About this church
The first church on this site was built in 1693, as a Chapel of Ease to St Bees Priory, becoming a parish in 1867. It was rebuilt and much enlarged in 1883. Fire destroyed the bulk of the church on 31st August 1971. Ultimately only the tower part of the church (which largely escaped the fire) was rebuilt as a combined chapel/cafe.
The rebuilt tower is now a welcoming focal point in the town centre for both locals and visitors.
The original 1693 dedication stone can be seen in the foyer. Some of the fine stained glass survives. Up a rare, left handed spiral staircase there is a historical exhibition, which includes a 13th century piscina found in the grounds.

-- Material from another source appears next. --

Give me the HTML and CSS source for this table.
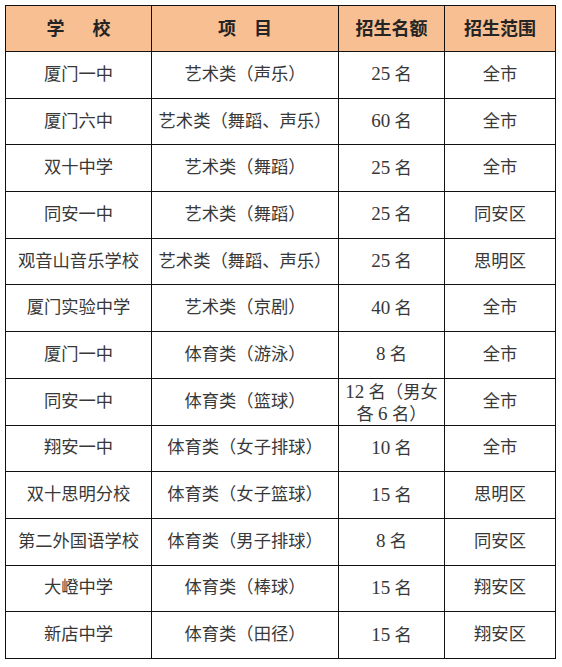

In an enclosure in the churchyard are the family graves of William Thom(p)son, 86th Archbishop of York. Laid flat in the northeast corner of the churchyard is the gravestone of Richard Wordsworth, a cousin of the poet, and collector of Customs at Whitehaven. At an unknown location in the churchyard is the grave of Mildred Gale, whose grandson, George Washington was President of the United States. In the SE corner of the churchyard there is an obelisk to all the children who died in the Whitehaven Mines, and there is a mosaic of the mines on the former church nave in the shape of a pit wheel, with a representation of the Edward Medal (the Miners VC) at the centre. Inside the chapel is a Memorial Book to all who lost their lives in the many accidents in 400 years of mining locally.
In 1920 the churchyard was laid out as an ornamental garden which has won many Britain in Bloom Prizes.
The glass screens between the chapel and the cafe area and between the building and the nave area are outstanding examples of modern glass engraving by Sally Scott and David Peace, which repay close inspection.